Current dips in polarography and cyclic voltammetry associated with electrochemical inducement of chemical reactions: Aromatic nucleophilic substitution

Abstract

In electrochemically induced chemical reactions, such as aromatic nucleophilic substitution, current dips are frequently observed in cases where the product wave is negative to the reactant wave. The dips then appear following the reactant wave at the foot of the product wave. Such phenomena have been found for electrochemically induced aromatic substitutions in organic solvents or in liquid ammonia. They can be observed both in cyclic voltammetry and classical polarography.

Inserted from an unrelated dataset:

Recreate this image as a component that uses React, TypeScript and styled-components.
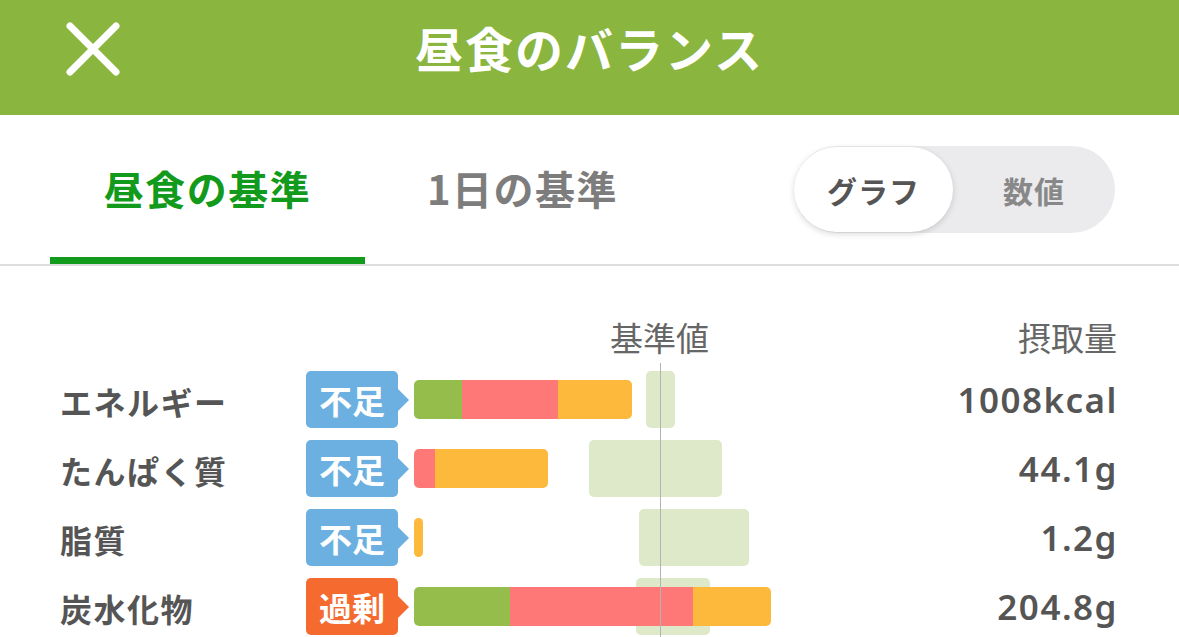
import React from "react";
import styled, { createGlobalStyle } from "styled-components";

const GlobalStyle = createGlobalStyle`
  html, body {
    margin: 0;
    padding: 0;
    background: #ffffff;
    font-family: "Noto Sans CJK JP", "Noto Sans", sans-serif;
    overflow: hidden;
  }
`;

type Segment = { color: string; width: number };
type Row = {
  label: string;
  status: "short" | "over";
  segments: Segment[];
  refLeft: number;
  refWidth: number;
  value: string;
};

const GREEN = "#95bd4b";
const RED = "#ff7878";
const YELLOW = "#fdb93b";

const rows: Row[] = [
  {
    label: "エネルギー",
    status: "short",
    segments: [
      { color: GREEN, width: 48 },
      { color: RED, width: 96 },
      { color: YELLOW, width: 74 },
    ],
    refLeft: 232,
    refWidth: 29,
    value: "1008kcal",
  },
  {
    label: "たんぱく質",
    status: "short",
    segments: [
      { color: RED, width: 21 },
      { color: YELLOW, width: 113 },
    ],
    refLeft: 175,
    refWidth: 133,
    value: "44.1g",
  },
  {
    label: "脂質",
    status: "short",
    segments: [{ color: YELLOW, width: 9 }],
    refLeft: 225,
    refWidth: 110,
    value: "1.2g",
  },
  {
    label: "炭水化物",
    status: "over",
    segments: [
      { color: GREEN, width: 96 },
      { color: RED, width: 183 },
      { color: YELLOW, width: 78 },
    ],
    refLeft: 222,
    refWidth: 74,
    value: "204.8g",
  },
];

const App = () => {
  return (
    <Page>
      <GlobalStyle />
      <Header>
        <CloseButton aria-label="close">
          <svg width="56" height="56" viewBox="0 0 56 56">
            <path
              d="M5 5 L51 51 M51 5 L5 51"
              stroke="#ffffff"
              strokeWidth="7"
              strokeLinecap="round"
            />
          </svg>
        </CloseButton>
        <Title>昼食のバランス</Title>
        <span />
      </Header>

      <TabBar>
        <Tab active>昼食の基準</Tab>
        <Tab>1日の基準</Tab>
        <Toggle>
          <ToggleOption active>グラフ</ToggleOption>
          <ToggleOption>数値</ToggleOption>
        </Toggle>
      </TabBar>

      <Table>
        <HeadRow>
          <span />
          <span />
          <RefHead>基準値</RefHead>
          <AmountHead>摂取量</AmountHead>
        </HeadRow>
        <Body>
          <RefLine />
          {rows.map((row) => (
            <DataRow key={row.label}>
              <Label>{row.label}</Label>
              <Badge status={row.status}>
                {row.status === "short" ? "不足" : "過剰"}
              </Badge>
              <Chart>
                <RefBox style={{ left: row.refLeft, width: row.refWidth }} />
                <Bar>
                  {row.segments.map((s, i) => (
                    <Seg key={i} style={{ background: s.color, width: s.width }} />
                  ))}
                </Bar>
              </Chart>
              <Value>{row.value}</Value>
            </DataRow>
          ))}
        </Body>
      </Table>
    </Page>
  );
};

export default App;

const Page = styled.div`
  width: 1179px;
  height: 637px;
  overflow: hidden;
  background: #ffffff;
`;

const Header = styled.header`
  height: 115px;
  box-sizing: border-box;
  padding: 0 0 17px 0;
  background: #8ab63f;
  display: grid;
  grid-template-columns: 1fr auto 1fr;
  align-items: center;
`;

const CloseButton = styled.div`
  padding-left: 65px;
  display: flex;
  align-items: center;
  height: 56px;
`;

const Title = styled.h1`
  margin: 0;
  color: #ffffff;
  font-size: 48px;
  font-weight: 700;
  letter-spacing: 2px;
  line-height: 1;
  padding-bottom: 4px;
`;

const TabBar = styled.nav`
  height: 151px;
  box-sizing: border-box;
  padding: 0 64px 0 50px;
  display: flex;
  align-items: stretch;
  border-bottom: 2px solid #dddddd;
`;

const Tab = styled.div<{ active?: boolean }>`
  width: 315px;
  display: flex;
  align-items: center;
  justify-content: center;
  padding-top: 3px;
  font-size: 40px;
  font-weight: 700;
  letter-spacing: 1.5px;
  color: ${(p) => (p.active ? "#119a1b" : "#7d7d7d")};
  border-bottom: 7px solid ${(p) => (p.active ? "#119a1b" : "transparent")};
`;

const Toggle = styled.div`
  margin-left: auto;
  align-self: flex-start;
  margin-top: 31px;
  width: 321px;
  height: 87px;
  border-radius: 44px;
  background: #ebebee;
  display: flex;
  align-items: stretch;
`;

const ToggleOption = styled.div<{ active?: boolean }>`
  flex: 1;
  display: flex;
  align-items: center;
  justify-content: center;
  border-radius: 44px;
  font-size: 30px;
  font-weight: 700;
  letter-spacing: 1px;
  color: ${(p) => (p.active ? "#555555" : "#888888")};
  background: ${(p) => (p.active ? "#ffffff" : "transparent")};
  box-shadow: ${(p) => (p.active ? "0 2px 6px rgba(0,0,0,0.15)" : "none")};
  ${(p) => (p.active ? "flex: 0 0 159px; margin: 1px 0;" : "")}
`;

const Table = styled.section`
  padding: 0 62px 0 60px;
`;

const grid = `
  display: grid;
  grid-template-columns: 246px 108px 1fr auto;
  align-items: center;
`;

const HeadRow = styled.div`
  ${grid}
  height: 99px;
  align-items: end;
  padding-bottom: 11px;
  box-sizing: border-box;
  font-size: 33px;
  color: #666666;
`;

const RefHead = styled.span`
  margin-left: 196px;
  line-height: 1;
`;

const AmountHead = styled.span`
  text-align: right;
  line-height: 1;
`;

const Body = styled.div`
  position: relative;
`;

const RefLine = styled.div`
  position: absolute;
  left: 600px;
  top: -2px;
  bottom: -20px;
  width: 1px;
  background: #b3b3b3;
  z-index: 2;
`;

const DataRow = styled.div`
  ${grid}
  height: 69px;
`;

const Label = styled.span`
  font-size: 32px;
  font-weight: 700;
  letter-spacing: 1.5px;
  color: #555555;
  padding-top: 2px;
`;

const Badge = styled.span<{ status: "short" | "over" }>`
  position: relative;
  width: 92px;
  height: 57px;
  box-sizing: border-box;
  border-radius: 5px;
  background: ${(p) => (p.status === "short" ? "#6bb0e1" : "#f46a2f")};
  color: #ffffff;
  font-size: 33px;
  font-weight: 700;
  display: flex;
  align-items: center;
  justify-content: center;
  &::after {
    content: "";
    position: absolute;
    right: -11px;
    top: 50%;
    transform: translateY(-50%);
    border-top: 11px solid transparent;
    border-bottom: 11px solid transparent;
    border-left: 11px solid
      ${(p) => (p.status === "short" ? "#6bb0e1" : "#f46a2f")};
  }
`;

const Chart = styled.div`
  position: relative;
  height: 57px;
  display: flex;
  align-items: center;
`;

const RefBox = styled.div`
  position: absolute;
  top: 0;
  height: 57px;
  border-radius: 5px;
  background: #dde9c9;
`;

const Bar = styled.div`
  position: relative;
  display: flex;
  height: 39px;
  border-radius: 5px;
  overflow: hidden;
`;

const Seg = styled.div`
  height: 100%;
`;

const Value = styled.span`
  text-align: right;
  font-size: 35px;
  font-weight: 600;
  letter-spacing: 1.5px;
  margin-right: -1px;
  color: #555555;
  font-family: "Noto Sans", "Noto Sans CJK JP", sans-serif;
`;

A mechanistic and kinetic model is presented which accounts for the formation of these current dips in the context of the two techniques. The effect of the experimental parameters on the shape, magnitude and location of the dip is discussed. It is shown that the main cause for the appearance of the current dips is the occurrence of an autocatalytic process triggered by a solution electron transfer between the reduced form of the product and the reactant. It does not involve surface phenomena, although the current—potential curves resemble those found in the case of self-inhibition deriving from reactant adsorption or passivation phenomena. The similarity in the experimental manifestation of both types of phenomena also appears through the observation of hysteresis in the potential—current curves obtained in galvanostatic conditions for electrochemically induced reactions.